§ Written exercise: Only a number is required: how many lines of the material contain the word "this"?

§ Recorded data:
======

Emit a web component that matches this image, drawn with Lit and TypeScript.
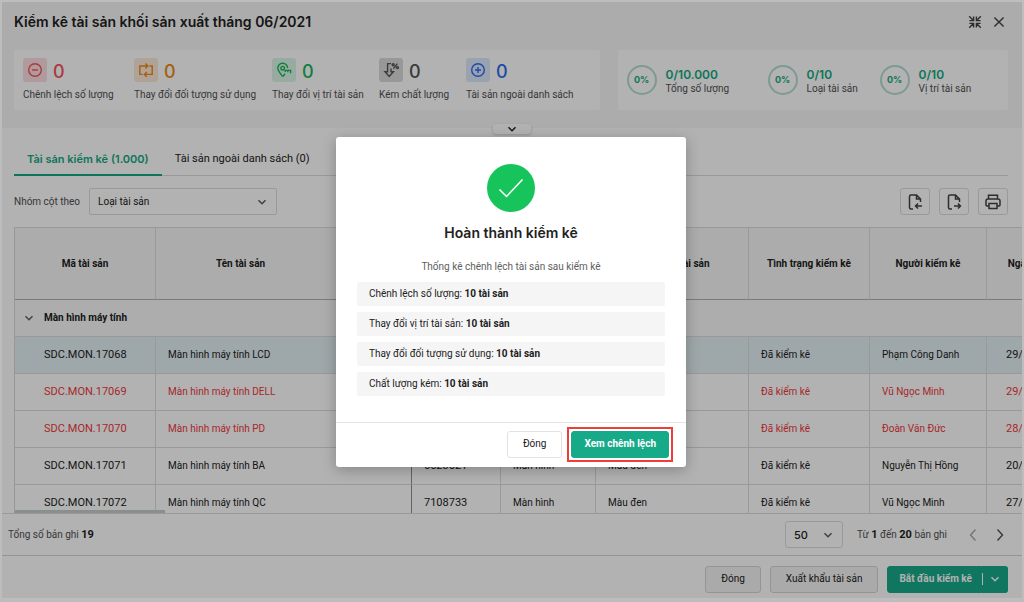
import { LitElement, html, css, svg } from "lit";
import { customElement, state } from "lit/decorators.js";
import { classMap } from "lit/directives/class-map.js";

const icons: Record<string, unknown> = {
  minus: svg`<circle cx="8" cy="8" r="6.3"/><path d="M5 8h6"/>`,
  plus: svg`<circle cx="8" cy="8" r="6.3"/><path d="M5 8h6M8 5v6"/>`,
  swap: svg`<path d="M4.600 12.400H1.800V4h7.400M7.400 1.600 9.800 4 7.400 6.400M11.400 4h2.800v8.400H6.800M8.800 10l-2.400 2.400 2.400 2.400"/>`,
  pin: svg`<path d="M6.800 14.600C4 11.400 1.800 8.800 1.800 6.300a4.900 4.900 0 0 1 9.800-.3M6.800 14.600 9 11.800"/><circle cx="6.700" cy="6.200" r="1.800"/><path d="M9 8.400h5.600v2.800M11.800 8.400v1.800M9.200 8.400v1.600"/>`,
  quality: svg`<path d="M8 1.600H4.600v8.200H2l4.200 4.600 4.200-4.600H8V6.500M8 1.600H5"/><path d="M10.400 6.600l4-5"/><circle cx="10.200" cy="2.800" r="1"/><circle cx="14.400" cy="5.600" r="1"/>`,
};

const chevron = () => html`<svg class="chev" viewBox="0 0 10 10" aria-hidden="true"><path d="M1.500 3.200 5 6.800l3.500-3.600"/></svg>`;

const stats = [
  { icon: "minus", tone: "red", label: "Chênh lệch số lượng" },
  { icon: "swap", tone: "orange", label: "Thay đổi đối tượng sử dụng" },
  { icon: "pin", tone: "green", label: "Thay đổi vị trí tài sản" },
  { icon: "quality", tone: "gray", label: "Kém chất lượng" },
  { icon: "plus", tone: "blue", label: "Tài sản ngoài danh sách" },
];

const progress = [
  { value: "0/10.000", label: "Tổng số lượng" },
  { value: "0/10", label: "Loại tài sản" },
  { value: "0/10", label: "Vị trí tài sản" },
];

const columns = ["Mã tài sản", "Tên tài sản", "Số serial", "Loại", "Đặc điểm tài sản", "Tình trạng kiểm kê", "Người kiểm kê", "Ngày kiểm kê"];

const rows = [
  { code: "SDC.MON.17068", name: "Màn hình máy tính LCD", serial: "6523518", person: "Phạm Công Danh", date: "29/06/2021", selected: true },
  { code: "SDC.MON.17069", name: "Màn hình máy tính DELL", serial: "6523519", person: "Vũ Ngọc Minh", date: "29/06/2021", alert: true },
  { code: "SDC.MON.17070", name: "Màn hình máy tính PD", serial: "6523520", person: "Đoàn Văn Đức", date: "28/06/2021", alert: true },
  { code: "SDC.MON.17071", name: "Màn hình máy tính BA", serial: "6523521", person: "Nguyễn Thị Hồng", date: "20/06/2021" },
  { code: "SDC.MON.17072", name: "Màn hình máy tính QC", serial: "7108733", person: "Vũ Ngọc Minh", date: "27/06/2021" },
];

const summary = ["Chênh lệch số lượng", "Thay đổi vị trí tài sản", "Thay đổi đối tượng sử dụng", "Chất lượng kém"];

@customElement("app-root")
export class AppRoot extends LitElement {
  @state() private tab = 0;
  @state() private open = true;

  static styles = css`
    :host {
      display: block;
      position: relative;
      height: 100vh;
      overflow: hidden;
      box-sizing: border-box;
      padding: 2px 2px 4px;
      background: #bdbdbd;
      font: 10px/16px Roboto, Inter, "Liberation Sans", sans-serif;
      color: #212121;
    }
    *, *::before, *::after { box-sizing: border-box; }
    button, select { font: inherit; color: inherit; cursor: pointer; }
    svg { fill: none; stroke: currentColor; stroke-width: 1.4; display: block; }
    h1, h2, p, ul { margin: 0; padding: 0; }

    .shell { height: 100%; display: flex; flex-direction: column; background: #fff; }
    .head { position: relative; background: #f6f6f6; padding: 8px 14px 18px 12px; flex: none; }
    .title-bar { display: flex; align-items: center; height: 24px; margin-right: -3px; color: #212121; }
    .title-bar h1 { flex: 1; font-family: Inter, sans-serif; font-size: 14px; line-height: 24px; font-weight: 600; }
    .tool { border: 0; background: none; padding: 0; width: 24px; height: 24px; display: grid; place-items: center; color: #424242; }
    .tool svg { width: 14px; height: 14px; stroke-width: 1.4; }
    .cards { display: grid; grid-template-columns: 3fr 2fr; gap: 18px; margin-top: 16px; }
    .card { background: #fff; border-radius: 3px; height: 60px; display: grid; color: #505050; }
    .stats { padding: 8px 0 7px 9px; grid-template-columns: 111px 138px 107px 87px auto; }
    .progress { padding: 0 0 0 9px; grid-template-columns: 141px 112px auto; align-items: center; }
    .stat { display: flex; flex-direction: column; justify-content: space-between; white-space: nowrap; }
    .stat-top { display: flex; align-items: center; gap: 6px; font-family: Inter, sans-serif; font-size: 18px; line-height: 20px; font-weight: 500; }
    .stat-value { padding-top: 3px; }
    .badge { width: 24px; height: 24px; border-radius: 3px; display: grid; place-items: center; }
    .badge svg { width: 16px; height: 16px; }
    .red .stat-top { color: #f5535c; }
    .red .badge { background: #fbdfe1; }
    .orange .stat-top { color: #ee8a14; }
    .orange .badge { background: #fbe9d8; }
    .green .stat-top { color: #14b85a; }
    .green .badge { background: #dcf5e5; }
    .gray .stat-top { color: #555; }
    .gray .badge { background: #dadada; }
    .blue .stat-top { color: #2c6cf2; }
    .blue .badge { background: #dde7fb; }
    .meter { display: flex; align-items: center; gap: 9px; white-space: nowrap; line-height: 14px; }
    .ring { width: 30px; height: 30px; border: 2px solid #b4ddd1; border-radius: 50%; display: grid; place-items: center; font: 700 9px/14px Inter, sans-serif; color: #14a881; }
    .meter-text { padding-top: 3px; }
    .meter strong { display: block; font-family: Inter, sans-serif; font-size: 12px; font-weight: 600; color: #14a881; }
    .collapse { position: absolute; left: 50%; bottom: -6px; width: 38px; height: 10px; margin-left: -19px; border: 0; padding: 0; border-radius: 3px; background: #fff; box-shadow: 0 1px 3px rgba(0, 0, 0, .2); display: grid; place-items: center; }
    .chev { width: 10px; height: 10px; }

    .body { flex: 1; min-height: 0; display: flex; flex-direction: column; padding-left: 12px; }
    .tabs { display: flex; margin-right: 14px; padding-top: 15px; border-bottom: 1px solid #dcdcdc; flex: none; }
    .tab { border: 0; border-bottom: 2px solid transparent; background: none; padding: 0 13px; height: 33px; line-height: 32px; font-size: 11px; white-space: nowrap; display: flex; align-items: flex-start; margin-bottom: -1px; }
    .tab.active { color: #14a881; font-family: Inter, sans-serif; font-weight: 600; border-bottom-color: #14a881; }
    .filter { display: flex; align-items: center; gap: 8px; margin: 12px 14px 12px 0; color: #505050; flex: none; }
    .filter label { display: flex; align-items: center; gap: 9px; flex: 1; }
    .pick { position: relative; display: inline-flex; align-items: center; color: #212121; }
    .pick select { appearance: none; border: 1px solid #dcdcdc; border-radius: 2px; background: #fff; height: 27px; width: 188px; padding: 0 8px; }
    .pick .chev { position: absolute; right: 10px; pointer-events: none; color: #505a64; }
    .icon-btn { width: 30px; height: 27px; border: 1px solid #dcdcdc; border-radius: 3px; background: #fff; padding: 0; display: grid; place-items: center; margin-left: 1px; color: #424242; }
    .icon-btn svg { width: 18px; height: 18px; stroke-width: 1.5; }

    .grid { position: relative; flex: 1; min-height: 0; overflow: hidden; border-left: 1px solid #d8d8d8; }
    table { width: 1075px; table-layout: fixed; border-collapse: separate; border-spacing: 0; }
    th, td { padding: 0 12px; border-right: 1px solid #dcdcdc; border-bottom: 1px solid #dcdcdc; white-space: nowrap; overflow: hidden; }
    thead th { height: 73px; background: #f6f6f6; border-top: 1px solid #dcdcdc; border-bottom-color: #b0b0b0; font-weight: 700; text-align: center; }
    thead th:nth-child(2) { padding-right: 98px; }
    tbody tr { height: 37px; }
    td:first-child { padding-left: 29px; }
    td:last-child { padding-left: 19px; }
    td:nth-child(2) { border-right-color: #909090; }
    td.code { font-size: 11px; }
    .selected td { background: #e3eff3; }
    .alert td { color: #f0383c; }
    .group th { background: #f8f8f8; text-align: left; font-weight: 700; padding: 0 9px; }
    .group-name { display: flex; align-items: center; gap: 10px; }
    .group-name .chev { color: #56606a; }
    .thumb { position: absolute; left: 0; bottom: 0; width: 150px; height: 3px; background: #c4cccc; }

    .pager { flex: none; height: 43px; border-top: 1px solid #dcdcdc; border-bottom: 1px solid #d4d4d4; display: flex; align-items: center; padding: 0 12px 0 6px; color: #505050; }
    .pager strong { color: #212121; font-weight: 700; font-size: 11px; }
    .count { flex: 1; }
    .pager .pick select { width: 58px; height: 27px; border-radius: 3px; font: 500 11px/16px Inter, sans-serif; }
    .range { margin: 0 16px 0 14px; }
    .page { border: 0; background: none; padding: 0; width: 20px; height: 20px; margin-left: 7px; display: grid; place-items: center; }
    .page:first-of-type { margin-left: 0; }
    .page svg { width: 14px; height: 14px; }
    .page:disabled { color: #a8a8a8; }
    .foot { flex: none; height: 42px; display: flex; align-items: center; justify-content: flex-end; gap: 9px; padding: 4px 14px 0 14px; }
    .btn { height: 27px; border: 1px solid #d4d4d4; border-radius: 3px; padding: 0 15px; background: #fff; white-space: nowrap; }
    .foot .btn { background: #f4f4f4; }
    .foot .primary, .btn.primary { background: #17aa88; border-color: #17aa88; color: #fff; font-weight: 700; }
    .split { display: flex; }
    .split .btn:first-child { border-radius: 3px 0 0 3px; padding: 0 9px 0 11px; }
    .split .btn:last-child { border-radius: 0 3px 3px 0; padding: 0 7px 0 0; display: flex; align-items: center; gap: 7px; border-left: 0; }
    .split .btn:last-child::before { content: ""; width: 1px; height: 12px; background: #fff; }

    .scrim { position: absolute; inset: 2px 2px 4px; background: rgba(0, 0, 0, .3); display: grid; place-items: center; padding: 3px 2px 0 0; }
    .dialog { width: 350px; background: #fff; border-radius: 3px; box-shadow: 0 3px 14px rgba(0, 0, 0, .25); }
    .dialog-body { padding: 27px 21px 26px; text-align: center; }
    .tick { width: 48px; height: 48px; margin: 0 auto; border-radius: 50%; background: #16c45b; color: #fff; display: grid; place-items: center; }
    .tick svg { width: 26px; height: 26px; stroke-width: 1.5; }
    .dialog h2 { margin-top: 11px; font-family: Inter, sans-serif; font-size: 14px; line-height: 20px; font-weight: 600; }
    .lead { margin: 15px 0 6px; line-height: 18px; color: #606060; }
    .lines { list-style: none; display: grid; gap: 6px; text-align: left; }
    .lines li { background: #f5f5f5; border-radius: 2px; padding: 4px 12px; line-height: 16px; }
    .lines strong { font-weight: 700; }
    .dialog-foot { border-top: 1px solid #e4e4e4; display: flex; justify-content: flex-end; align-items: center; gap: 5px; padding: 4px 13px 5px; }
    .focus { border: 2px solid #ef3e3a; padding: 2px; display: flex; }
    .dialog .primary { padding: 0 12px; }
    .dialog .plain { border-color: #e2e2e2; }
  `;

  private select(id: string, options: string[]) {
    return html`<span class="pick"><select id=${id} aria-label=${options[0]}>${options.map((o) => html`<option>${o}</option>`)}</select>${chevron()}</span>`;
  }

  render() {
    return html`
      <div class="shell">
        <header class="head">
          <div class="title-bar">
            <h1>Kiểm kê tài sản khối sản xuất tháng 06/2021</h1>
            <button class="tool" aria-label="Thu nhỏ">
              <svg viewBox="0 0 14 14"><path d="M1.200 1.200l4 4M5.600 1.400v4.200H1.400M12.800 1.200l-4 4M8.400 1.400v4.200h4.200M1.200 12.800l4-4M5.600 12.600V8.400H1.400M12.800 12.800l-4-4M8.400 12.600V8.400h4.200"/></svg>
            </button>
            <button class="tool" aria-label="Đóng cửa sổ">
              <svg viewBox="0 0 14 14"><path d="M2.400 2.400l9.200 9.200M11.600 2.400l-9.200 9.200"/></svg>
            </button>
          </div>
          <div class="cards">
            <section class="card stats">
              ${stats.map((s) => html`
                <div class="stat ${s.tone}">
                  <div class="stat-top"><span class="badge"><svg viewBox="0 0 16 16">${icons[s.icon]}</svg></span><span class="stat-value">0</span></div>
                  <span>${s.label}</span>
                </div>`)}
            </section>
            <section class="card progress">
              ${progress.map((p) => html`
                <div class="meter"><span class="ring">0%</span><span class="meter-text"><strong>${p.value}</strong>${p.label}</span></div>`)}
            </section>
          </div>
          <button class="collapse" aria-label="Thu gọn">${chevron()}</button>
        </header>

        <main class="body">
          <div class="tabs" role="tablist">
            ${["Tài sản kiểm kê (1.000)", "Tài sản ngoài danh sách (0)"].map((t, i) => html`
              <button role="tab" class=${classMap({ tab: true, active: this.tab === i })} @click=${() => (this.tab = i)}>${t}</button>`)}
          </div>
          <div class="filter">
            <label for="group">Nhóm cột theo ${this.select("group", ["Loại tài sản"])}</label>
            <button class="icon-btn" aria-label="Nhập"><svg viewBox="0 0 18 18"><path d="M7 16H5a1.500 1.500 0 0 1-1.500-1.500v-11A1.500 1.500 0 0 1 5 2h5.500L14.500 6v3M10.500 2v4h4M16 13H9.500M12 10.500 9.500 13l2.500 2.500"/></svg></button>
            <button class="icon-btn" aria-label="Xuất"><svg viewBox="0 0 18 18"><path d="M7 16H5a1.500 1.500 0 0 1-1.500-1.500v-11A1.500 1.500 0 0 1 5 2h5.500L14.500 6v3M10.500 2v4h4M9 13h6.500M13 10.500l2.500 2.500-2.500 2.500"/></svg></button>
            <button class="icon-btn" aria-label="In"><svg viewBox="0 0 18 18"><path d="M4.500 6V2.200h9V6M4.500 13H3a1 1 0 0 1-1-1V8a2 2 0 0 1 2-2h10a2 2 0 0 1 2 2v4a1 1 0 0 1-1 1h-1.500M5 10.500h8v5H5z"/></svg></button>
          </div>
          <div class="grid">
            <table>
              <colgroup><col width="141"><col width="256"><col width="89"><col width="95"><col width="153"><col width="121"><col width="117"><col width="103"></colgroup>
              <thead><tr>${columns.map((c) => html`<th scope="col">${c}</th>`)}</tr></thead>
              <tbody>
                <tr class="group"><th colspan="8" scope="rowgroup"><span class="group-name">${chevron()}Màn hình máy tính</span></th></tr>
                ${rows.map((r) => html`
                  <tr class=${classMap({ selected: !!r.selected, alert: !!r.alert })}>
                    <td class="code">${r.code}</td><td>${r.name}</td><td class="code">${r.serial}</td><td>Màn hình</td><td>Màu đen</td><td>Đã kiểm kê</td><td>${r.person}</td><td class="code">${r.date}</td>
                  </tr>`)}
              </tbody>
            </table>
            <div class="thumb"></div>
          </div>
        </main>

        <div class="pager">
          <span class="count">Tổng số bản ghi <strong>19</strong></span>
          ${this.select("size", ["50"])}
          <span class="range">Từ <strong>1</strong> đến <strong>20</strong> bản ghi</span>
          <button class="page" disabled aria-label="Trang trước"><svg viewBox="0 0 14 14"><path d="M9.500 1.500 4.500 7l5 5.500"/></svg></button>
          <button class="page" aria-label="Trang sau"><svg viewBox="0 0 14 14"><path d="M4.500 1.500l5 5.500-5 5.500"/></svg></button>
        </div>
        <footer class="foot">
          <button class="btn">Đóng</button>
          <button class="btn">Xuất khẩu tài sản</button>
          <div class="split"><button class="btn primary">Bắt đầu kiểm kê</button><button class="btn primary" aria-label="Thêm">${chevron()}</button></div>
        </footer>
      </div>
      ${this.open ? html`
        <div class="scrim">
          <div class="dialog" role="dialog" aria-modal="true" aria-labelledby="done">
            <div class="dialog-body">
              <div class="tick"><svg viewBox="0 0 26 26"><path d="M1.500 14.500 8.500 21.500 24.500 4.500"/></svg></div>
              <h2 id="done">Hoàn thành kiểm kê</h2>
              <p class="lead">Thống kê chênh lệch tài sản sau kiểm kê</p>
              <ul class="lines">${summary.map((s) => html`<li>${s}: <strong>10 tài sản</strong></li>`)}</ul>
            </div>
            <div class="dialog-foot">
              <button class="btn plain" @click=${() => (this.open = false)}>Đóng</button>
              <div class="focus"><button class="btn primary">Xem chênh lệch</button></div>
            </div>
          </div>
        </div>` : ""}
    `;
  }
}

======

§ Exercise answer: 6